Flat tax……..Everbody pays the same.
Sounds fair.
OF course the CEO or the Board member or the share holder in a corporation that makes bread is taxed equally with the farmer who grows the wheat for that bread….or the legal US worker that pays taxes while he harvests the wheat for the bread…..or the illegal worker who pays no taxes.
All still pay the same price for the loaf of bread.Kinda favors the folks on the high end!
Taxes are assessed to fund society at large and make said society as good and beneficial as possible to all memebers of the society. A “flat” or “fair” tax thus would assume that all members of society enjoy all benefitsequally.
Very clearly this is not the case. It follows that a flat or fair tax is not flat or fair. Such attempts at tax “reform” only reinforce the dichotomy between those who have and those who have less and would serve to keep it ever so and working to increase that dichotomy.
Put simply…..given no intervention for society at large, money and the power tend to flow uphill.
You are correct, sir. Flat taxes work great in a European country like Estonia where incomes are much closer to the median.
They suck in an economy like ours. Paris Hilton should not pay the same rate a blue-collar Catholic family with eight kids. She should pay more, because she has benefitted more.
Right now, she’s probably paying LESS than a lot of blue-collar workers, thanks to GW Bush.
The US income tax code started as a flat tax on only the super-rich. Now look what it has become. A flat income tax is not the answer. If you leave Congress with the power to tax they will use it in a politically favorable way.

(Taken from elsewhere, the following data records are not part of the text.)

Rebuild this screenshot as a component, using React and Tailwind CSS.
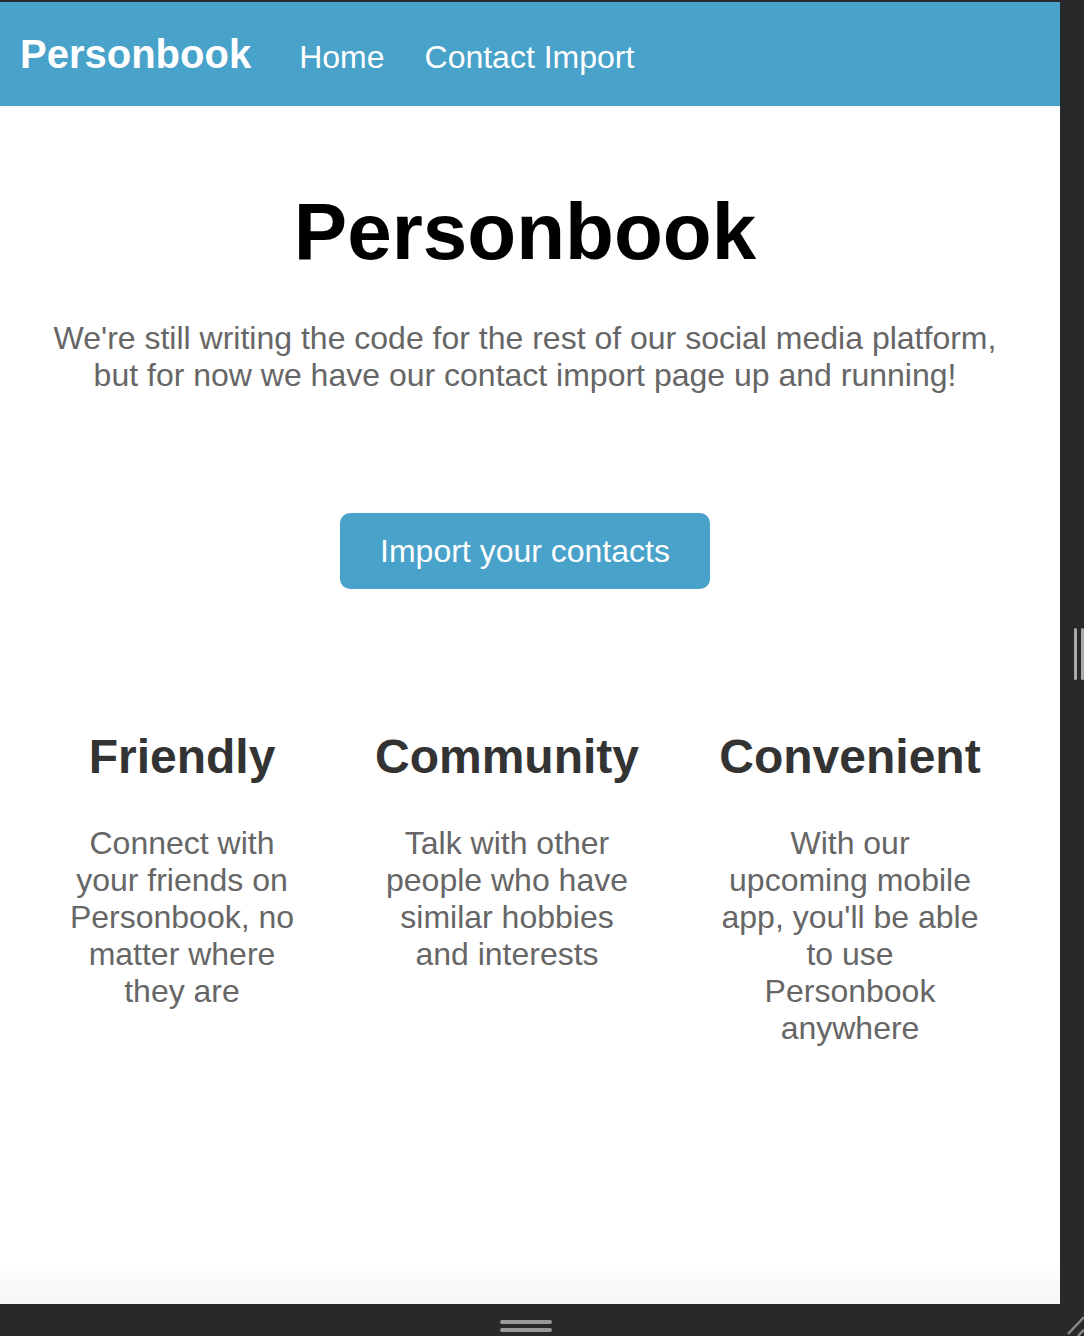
export default function App() {
  const font = "font-['Liberation_Sans',Arial,Helvetica,sans-serif]";
  return (
    <div className={`w-[1084px] h-[1336px] bg-[#28292b] flex flex-col overflow-hidden ${font}`}>
      <div className="h-[2px] shrink-0" />
      <div className="flex h-[1302px] shrink-0">
        <div className="w-[1060px] bg-white flex flex-col">
          <nav className="h-[104px] shrink-0 bg-[#48a2ca] flex items-center pl-[20px] text-white">
            <span className="text-[40px] leading-[46px] font-bold">Personbook</span>
            <span className="ml-[48px] mt-[6px] text-[32px] leading-[37px]">Home</span>
            <span className="ml-[40px] mt-[6px] text-[32px] leading-[37px]">Contact Import</span>
          </nav>
          <main className="w-[1050px] text-center pt-[80px]">
            <h1 className="text-[80px] leading-[92px] font-bold text-black">Personbook</h1>
            <p className="mt-[42px] px-[40px] text-[32px] leading-[37px] text-[#666666]">
              We're still writing the code for the rest of our social media platform, but for now we have our contact import page up and running!
            </p>
            <button className="mt-[119px] mx-auto flex items-center justify-center w-[370px] h-[76px] rounded-[10px] bg-[#48a2ca] text-white text-[32px] leading-[37px]">
              Import your contacts
            </button>
          </main>
          <section className="mt-[140px] flex items-start text-center">
            <div className="ml-[62px] w-[240px]">
              <h3 className="text-[48px] leading-[55px] font-bold text-[#333333]">Friendly</h3>
              <p className="mt-[41px] text-[32px] leading-[37px] text-[#666666]">
                Connect with your friends on Personbook, no matter where they are
              </p>
            </div>
            <div className="ml-[70px] w-[270px]">
              <h3 className="text-[48px] leading-[55px] font-bold text-[#333333]">Community</h3>
              <p className="mt-[41px] text-[32px] leading-[37px] text-[#666666]">
                Talk with other people who have similar hobbies and interests
              </p>
            </div>
            <div className="ml-[77px] w-[262px]">
              <h3 className="text-[48px] leading-[55px] font-bold text-[#333333]">Convenient</h3>
              <p className="mt-[41px] text-[32px] leading-[37px] text-[#666666]">
                With our upcoming mobile app, you'll be able to use Personbook anywhere
              </p>
            </div>
          </section>
          <div className="flex-1" />
          <div className="h-[40px] shrink-0 bg-gradient-to-b from-white to-[#f5f5f5]" />
        </div>
        <div className="w-[24px] pt-[626px] pl-[14px] flex gap-[4px]">
          <div className="w-[4px] h-[52px] rounded-full bg-[#a9a9a9]" />
          <div className="w-[4px] h-[52px] rounded-full bg-[#a9a9a9]" />
        </div>
      </div>
      <div className="h-[32px] shrink-0 flex">
        <div className="w-[1060px] pl-[500px] pt-[16px] flex flex-col gap-[4px]">
          <div className="w-[52px] h-[4px] rounded-full bg-[#999999]" />
          <div className="w-[52px] h-[4px] rounded-full bg-[#999999]" />
        </div>
        <div className="w-[24px]">
          <svg width="24" height="32" viewBox="0 0 24 32">
            <line x1="8" y1="30" x2="24" y2="13" stroke="#8a8a8a" strokeWidth="2.5" />
            <line x1="18" y1="32" x2="24" y2="25.5" stroke="#8a8a8a" strokeWidth="2.5" />
          </svg>
        </div>
      </div>
    </div>
  );
}
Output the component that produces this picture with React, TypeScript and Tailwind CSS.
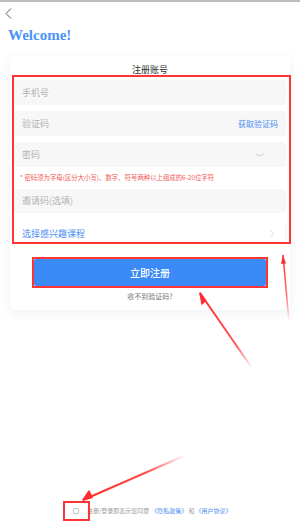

Only through a repeal of the 16th Amendment can we limit the power to tax and secure our freedoms.
The Fair Tax (http://www.fairtax.org) is the only viable alternative on the table.
In my previous message the link doesn’t work. Try this one:
http://www.fairtax.org
The Fairtax is the only way we are going to get a better tax system.
We had a Flat Tax of sorts before. Back in 87 I believe, when they only had two tier tax system. Didn’t take long before members of Congress started to manipulate the tax code to their lobby interest and soon we got into more tiers and the tax code became complicated again.
I’m with OneShot. The Fair Tax is the only way, because the rich pay more into the system.
Testing anything in DC is problem regardless of what the test is.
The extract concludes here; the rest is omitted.